# Supplied material:
◇ ◇ ◇ ◇

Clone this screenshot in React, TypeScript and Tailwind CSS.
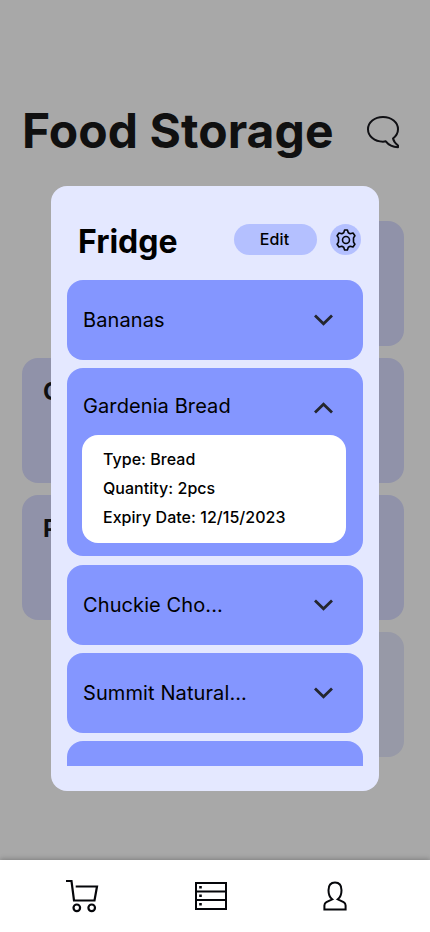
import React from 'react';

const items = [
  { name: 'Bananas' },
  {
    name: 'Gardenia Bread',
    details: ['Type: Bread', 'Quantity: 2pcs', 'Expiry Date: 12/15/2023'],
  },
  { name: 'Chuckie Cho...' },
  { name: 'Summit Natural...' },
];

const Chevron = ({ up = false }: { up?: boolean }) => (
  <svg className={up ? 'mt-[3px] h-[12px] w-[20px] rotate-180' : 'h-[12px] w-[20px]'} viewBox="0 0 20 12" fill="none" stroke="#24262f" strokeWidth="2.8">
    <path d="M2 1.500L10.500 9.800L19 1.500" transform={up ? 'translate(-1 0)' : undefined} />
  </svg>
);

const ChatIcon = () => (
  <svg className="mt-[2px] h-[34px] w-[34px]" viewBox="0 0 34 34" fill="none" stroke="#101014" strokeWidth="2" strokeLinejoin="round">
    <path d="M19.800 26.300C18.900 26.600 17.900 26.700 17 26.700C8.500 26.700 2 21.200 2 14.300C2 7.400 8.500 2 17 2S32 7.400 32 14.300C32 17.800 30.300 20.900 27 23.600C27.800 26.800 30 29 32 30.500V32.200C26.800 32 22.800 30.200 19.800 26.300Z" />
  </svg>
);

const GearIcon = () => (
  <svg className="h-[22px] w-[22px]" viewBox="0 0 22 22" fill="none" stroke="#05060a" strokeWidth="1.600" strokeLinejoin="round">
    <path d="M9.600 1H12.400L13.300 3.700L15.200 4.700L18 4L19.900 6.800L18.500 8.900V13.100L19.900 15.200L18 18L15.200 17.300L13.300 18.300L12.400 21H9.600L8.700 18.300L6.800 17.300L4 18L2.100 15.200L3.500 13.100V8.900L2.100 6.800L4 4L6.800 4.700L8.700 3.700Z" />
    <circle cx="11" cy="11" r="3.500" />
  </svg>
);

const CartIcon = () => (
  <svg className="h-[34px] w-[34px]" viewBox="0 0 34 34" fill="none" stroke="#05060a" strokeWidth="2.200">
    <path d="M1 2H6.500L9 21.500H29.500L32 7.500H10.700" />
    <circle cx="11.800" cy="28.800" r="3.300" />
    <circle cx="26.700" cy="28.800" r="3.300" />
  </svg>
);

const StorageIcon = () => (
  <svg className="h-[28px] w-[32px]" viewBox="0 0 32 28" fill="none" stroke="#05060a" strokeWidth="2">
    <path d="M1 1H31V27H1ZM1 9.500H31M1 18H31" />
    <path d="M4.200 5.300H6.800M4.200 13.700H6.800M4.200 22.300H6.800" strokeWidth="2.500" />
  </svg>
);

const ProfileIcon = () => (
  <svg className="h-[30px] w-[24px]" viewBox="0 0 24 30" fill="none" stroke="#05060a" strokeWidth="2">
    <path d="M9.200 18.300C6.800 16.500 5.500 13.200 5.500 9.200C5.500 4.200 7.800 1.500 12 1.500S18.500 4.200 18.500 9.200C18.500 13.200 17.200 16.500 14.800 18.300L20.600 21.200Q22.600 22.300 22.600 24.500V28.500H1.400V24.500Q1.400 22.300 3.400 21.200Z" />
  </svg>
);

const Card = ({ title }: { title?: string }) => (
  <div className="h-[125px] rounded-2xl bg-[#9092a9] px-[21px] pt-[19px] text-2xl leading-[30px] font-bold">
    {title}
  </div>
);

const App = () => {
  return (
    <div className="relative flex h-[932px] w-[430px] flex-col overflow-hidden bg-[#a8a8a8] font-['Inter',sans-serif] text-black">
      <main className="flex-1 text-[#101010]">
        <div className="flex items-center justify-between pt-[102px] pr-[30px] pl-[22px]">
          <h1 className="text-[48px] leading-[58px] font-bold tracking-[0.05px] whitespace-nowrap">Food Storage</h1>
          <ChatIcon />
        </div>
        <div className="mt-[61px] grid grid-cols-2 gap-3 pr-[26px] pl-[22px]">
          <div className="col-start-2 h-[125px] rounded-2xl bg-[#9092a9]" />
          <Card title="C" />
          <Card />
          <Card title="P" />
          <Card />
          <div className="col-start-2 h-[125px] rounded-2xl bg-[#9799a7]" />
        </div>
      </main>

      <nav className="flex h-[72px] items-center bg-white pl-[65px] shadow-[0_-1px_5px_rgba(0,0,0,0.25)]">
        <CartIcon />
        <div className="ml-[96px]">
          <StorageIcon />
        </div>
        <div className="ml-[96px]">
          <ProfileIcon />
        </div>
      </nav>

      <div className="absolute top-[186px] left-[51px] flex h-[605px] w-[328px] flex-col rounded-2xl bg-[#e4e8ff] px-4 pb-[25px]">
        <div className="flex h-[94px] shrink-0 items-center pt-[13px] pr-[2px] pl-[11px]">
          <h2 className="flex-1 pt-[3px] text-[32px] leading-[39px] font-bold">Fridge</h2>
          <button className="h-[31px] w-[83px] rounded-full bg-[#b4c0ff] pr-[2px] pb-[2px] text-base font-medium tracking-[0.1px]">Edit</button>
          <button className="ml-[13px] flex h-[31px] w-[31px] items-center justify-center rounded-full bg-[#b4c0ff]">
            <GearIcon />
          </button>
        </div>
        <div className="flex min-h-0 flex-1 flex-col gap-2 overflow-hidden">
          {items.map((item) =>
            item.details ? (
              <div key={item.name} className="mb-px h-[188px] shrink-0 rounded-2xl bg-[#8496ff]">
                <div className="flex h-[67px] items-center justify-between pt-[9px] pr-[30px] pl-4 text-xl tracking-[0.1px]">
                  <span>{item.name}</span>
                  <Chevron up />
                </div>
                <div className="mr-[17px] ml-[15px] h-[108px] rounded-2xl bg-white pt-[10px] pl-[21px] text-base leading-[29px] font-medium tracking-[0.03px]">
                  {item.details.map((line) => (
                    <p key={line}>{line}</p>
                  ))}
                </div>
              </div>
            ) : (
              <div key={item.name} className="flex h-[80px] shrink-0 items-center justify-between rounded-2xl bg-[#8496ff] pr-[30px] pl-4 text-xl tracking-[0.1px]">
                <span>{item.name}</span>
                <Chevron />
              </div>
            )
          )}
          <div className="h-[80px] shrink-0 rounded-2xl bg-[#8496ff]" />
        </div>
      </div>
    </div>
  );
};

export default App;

◇ ◇ ◇ ◇

# Job:
All of the material above needs to be restated exactly, with no pictures.

# Worked answer:
Clone this screenshot in React, TypeScript and Tailwind CSS.
import React from 'react';

const items = [
  { name: 'Bananas' },
  {
    name: 'Gardenia Bread',
    details: ['Type: Bread', 'Quantity: 2pcs', 'Expiry Date: 12/15/2023'],
  },
  { name: 'Chuckie Cho...' },
  { name: 'Summit Natural...' },
];

const Chevron = ({ up = false }: { up?: boolean }) => (
  <svg className={up ? 'mt-[3px] h-[12px] w-[20px] rotate-180' : 'h-[12px] w-[20px]'} viewBox="0 0 20 12" fill="none" stroke="#24262f" strokeWidth="2.8">
    <path d="M2 1.500L10.500 9.800L19 1.500" transform={up ? 'translate(-1 0)' : undefined} />
  </svg>
);

const ChatIcon = () => (
  <svg className="mt-[2px] h-[34px] w-[34px]" viewBox="0 0 34 34" fill="none" stroke="#101014" strokeWidth="2" strokeLinejoin="round">
    <path d="M19.800 26.300C18.900 26.600 17.900 26.700 17 26.700C8.500 26.700 2 21.200 2 14.300C2 7.400 8.500 2 17 2S32 7.400 32 14.300C32 17.800 30.300 20.900 27 23.600C27.800 26.800 30 29 32 30.500V32.200C26.800 32 22.800 30.200 19.800 26.300Z" />
  </svg>
);

const GearIcon = () => (
  <svg className="h-[22px] w-[22px]" viewBox="0 0 22 22" fill="none" stroke="#05060a" strokeWidth="1.600" strokeLinejoin="round">
    <path d="M9.600 1H12.400L13.300 3.700L15.200 4.700L18 4L19.900 6.800L18.500 8.900V13.100L19.900 15.200L18 18L15.200 17.300L13.300 18.300L12.400 21H9.600L8.700 18.300L6.800 17.300L4 18L2.100 15.200L3.500 13.100V8.900L2.100 6.800L4 4L6.800 4.700L8.700 3.700Z" />
    <circle cx="11" cy="11" r="3.500" />
  </svg>
);

const CartIcon = () => (
  <svg className="h-[34px] w-[34px]" viewBox="0 0 34 34" fill="none" stroke="#05060a" strokeWidth="2.200">
    <path d="M1 2H6.500L9 21.500H29.500L32 7.500H10.700" />
    <circle cx="11.800" cy="28.800" r="3.300" />
    <circle cx="26.700" cy="28.800" r="3.300" />
  </svg>
);

const StorageIcon = () => (
  <svg className="h-[28px] w-[32px]" viewBox="0 0 32 28" fill="none" stroke="#05060a" strokeWidth="2">
    <path d="M1 1H31V27H1ZM1 9.500H31M1 18H31" />
    <path d="M4.200 5.300H6.800M4.200 13.700H6.800M4.200 22.300H6.800" strokeWidth="2.500" />
  </svg>
);

const ProfileIcon = () => (
  <svg className="h-[30px] w-[24px]" viewBox="0 0 24 30" fill="none" stroke="#05060a" strokeWidth="2">
    <path d="M9.200 18.300C6.800 16.500 5.500 13.200 5.500 9.200C5.500 4.200 7.800 1.500 12 1.500S18.500 4.200 18.500 9.200C18.500 13.200 17.200 16.500 14.800 18.300L20.600 21.200Q22.600 22.300 22.600 24.500V28.500H1.400V24.500Q1.400 22.300 3.400 21.200Z" />
  </svg>
);

const Card = ({ title }: { title?: string }) => (
  <div className="h-[125px] rounded-2xl bg-[#9092a9] px-[21px] pt-[19px] text-2xl leading-[30px] font-bold">
    {title}
  </div>
);

const App = () => {
  return (
    <div className="relative flex h-[932px] w-[430px] flex-col overflow-hidden bg-[#a8a8a8] font-['Inter',sans-serif] text-black">
      <main className="flex-1 text-[#101010]">
        <div className="flex items-center justify-between pt-[102px] pr-[30px] pl-[22px]">
          <h1 className="text-[48px] leading-[58px] font-bold tracking-[0.05px] whitespace-nowrap">Food Storage</h1>
          <ChatIcon />
        </div>
        <div className="mt-[61px] grid grid-cols-2 gap-3 pr-[26px] pl-[22px]">
          <div className="col-start-2 h-[125px] rounded-2xl bg-[#9092a9]" />
          <Card title="C" />
          <Card />
          <Card title="P" />
          <Card />
          <div className="col-start-2 h-[125px] rounded-2xl bg-[#9799a7]" />
        </div>
      </main>

      <nav className="flex h-[72px] items-center bg-white pl-[65px] shadow-[0_-1px_5px_rgba(0,0,0,0.25)]">
        <CartIcon />
        <div className="ml-[96px]">
          <StorageIcon />
        </div>
        <div className="ml-[96px]">
          <ProfileIcon />
        </div>
      </nav>

      <div className="absolute top-[186px] left-[51px] flex h-[605px] w-[328px] flex-col rounded-2xl bg-[#e4e8ff] px-4 pb-[25px]">
        <div className="flex h-[94px] shrink-0 items-center pt-[13px] pr-[2px] pl-[11px]">
          <h2 className="flex-1 pt-[3px] text-[32px] leading-[39px] font-bold">Fridge</h2>
          <button className="h-[31px] w-[83px] rounded-full bg-[#b4c0ff] pr-[2px] pb-[2px] text-base font-medium tracking-[0.1px]">Edit</button>
          <button className="ml-[13px] flex h-[31px] w-[31px] items-center justify-center rounded-full bg-[#b4c0ff]">
            <GearIcon />
          </button>
        </div>
        <div className="flex min-h-0 flex-1 flex-col gap-2 overflow-hidden">
          {items.map((item) =>
            item.details ? (
              <div key={item.name} className="mb-px h-[188px] shrink-0 rounded-2xl bg-[#8496ff]">
                <div className="flex h-[67px] items-center justify-between pt-[9px] pr-[30px] pl-4 text-xl tracking-[0.1px]">
                  <span>{item.name}</span>
                  <Chevron up />
                </div>
                <div className="mr-[17px] ml-[15px] h-[108px] rounded-2xl bg-white pt-[10px] pl-[21px] text-base leading-[29px] font-medium tracking-[0.03px]">
                  {item.details.map((line) => (
                    <p key={line}>{line}</p>
                  ))}
                </div>
              </div>
            ) : (
              <div key={item.name} className="flex h-[80px] shrink-0 items-center justify-between rounded-2xl bg-[#8496ff] pr-[30px] pl-4 text-xl tracking-[0.1px]">
                <span>{item.name}</span>
                <Chevron />
              </div>
            )
          )}
          <div className="h-[80px] shrink-0 rounded-2xl bg-[#8496ff]" />
        </div>
      </div>
    </div>
  );
};

export default App;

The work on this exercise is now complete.